Online Ad Spending Spikes by 27%, Trend Likely To Continue
Internet ad spending surged in 2007, with revenue growing 27% year over year to $25.5 billion, the IDC reports Monday in its quarterly wrap-up. Expenditures in the fourth quarter of 2007 grew by almost 28% to $7.3 billion, compared to the same quarter the year before.
And all signs point to a continuing upswing: eMarketer predicts that spending on search engine advertising alone will rise from $8.6 billion in 2007 to $16.6 billion in 2011.

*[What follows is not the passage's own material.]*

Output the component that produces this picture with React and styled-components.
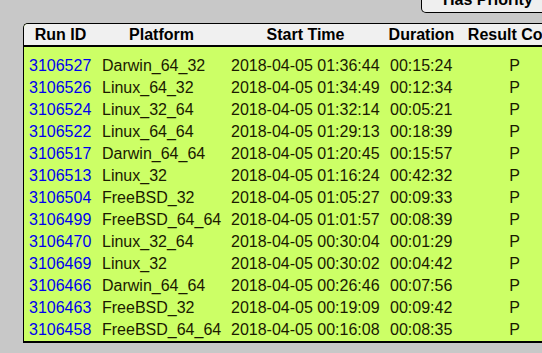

But the news wasn’t good for everyone. Google’s share of the market declined for the first time in two years, the IDC says. Its net U.S. online advertising market share shrank by 0.5 percentage points to 23.7% last quarter compared the third quarter of 2007. While the search giant’s ad sales grew by a little more than 40% in the fourth quarter of 2007, its year-on-year growth rate in the previous quarter weighed in at about 50%.
Some market watchers say that trend could continue too – if a certain rumored merger occurs.
“If a merger between Microsoft’s new media business and Yahoo! would come to pass, the combined entity would have a net U.S. advertising market share of about 17% based on our 4Q07 data,” says Karsten Weide, program director for IDC’s Digital Marketplace: Media and Entertainment service. “It would not quite bring Microsoft-Yahoo! to where Google is in online advertising in the U. S., but it would give them a much better fighting chance than if they went it alone.”
But dreams of a leveled playing field will have to be at least temporarily shelved. Yahoo’s board rejected Microsoft’s bid on Monday, saying it was too low.